Why does the gun have to look all futuristic? Perhaps in 500 years the highest valued things will be perfect replicas of old guns, albeit with more modern internals and better reliability.
After all, who would have guesssed in 1957 that one of the hottest cars in 2003 would be a replica of a '57 T-bird? And how come people today still choose to wear Colt Peacemaker '45’s, which date to the civil war? Patton went through WWII wearing two pearl-handled revolvers, 25 years after the Colt automatic, a much superior weapon, was made the standard service arm.
And there are still people who hunt with bows and arrows, albeit technically advanced ones.
The thing is, guns are easy to work on in a frontier culture, and can pack a surprising amount of energy into a very small space. One person can carry hundreds or even thousands of bullets. They are very effective guns.
This is something I’ve actually been thinking about for quite a while. All of us here grew up during an age of extremely rapid technological advancement, and have come to see it as the norm. Thus, our notion of the future is that it must be some gleaming, high tech utopia like Star Trek.
But curves of advancement flatten out. Look at the automobile: The period from 1900 to 1930 saw such a huge revolution in transportation that ‘futurists’ of the time were predicting skyways and flying cars by 1970. Go look at the ‘world of the future’ from the 1929 world’s fair. It looks like something we would now think of as ‘the future’ in maybe 200 years from now. Our perspective has changed about the future of transportation because the curve flattened out. Cars are certainly better today than they were 50 years ago, but that difference is not NEARLY as significant as the difference between 1952 and 1902.

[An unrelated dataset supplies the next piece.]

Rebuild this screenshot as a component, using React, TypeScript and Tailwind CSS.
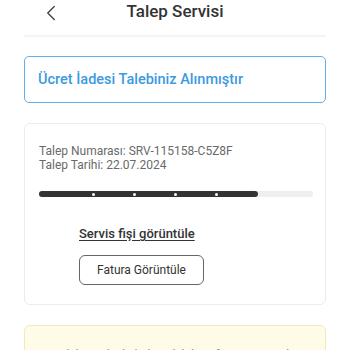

Or look at light airplanes. The engine in my Grumman AA1 was designed in 1935. The plane itself was designed in 1968, and it’s a MODERN design. There are plenty of private planes flying around that were designed in the 1930’s and 1940’s (The Beech Bonanza, for example).
The B-52 is now scheduled to remain flying until 2050. Do you think the engineers who designed it in the 1950’s would have guessed that it would still be in the U.S. inventory in 100 years?
I find it perfectly plausible that guns like the 1911 Colt could still be in production and being used 500 years from now, barring some unforseen technological revolution.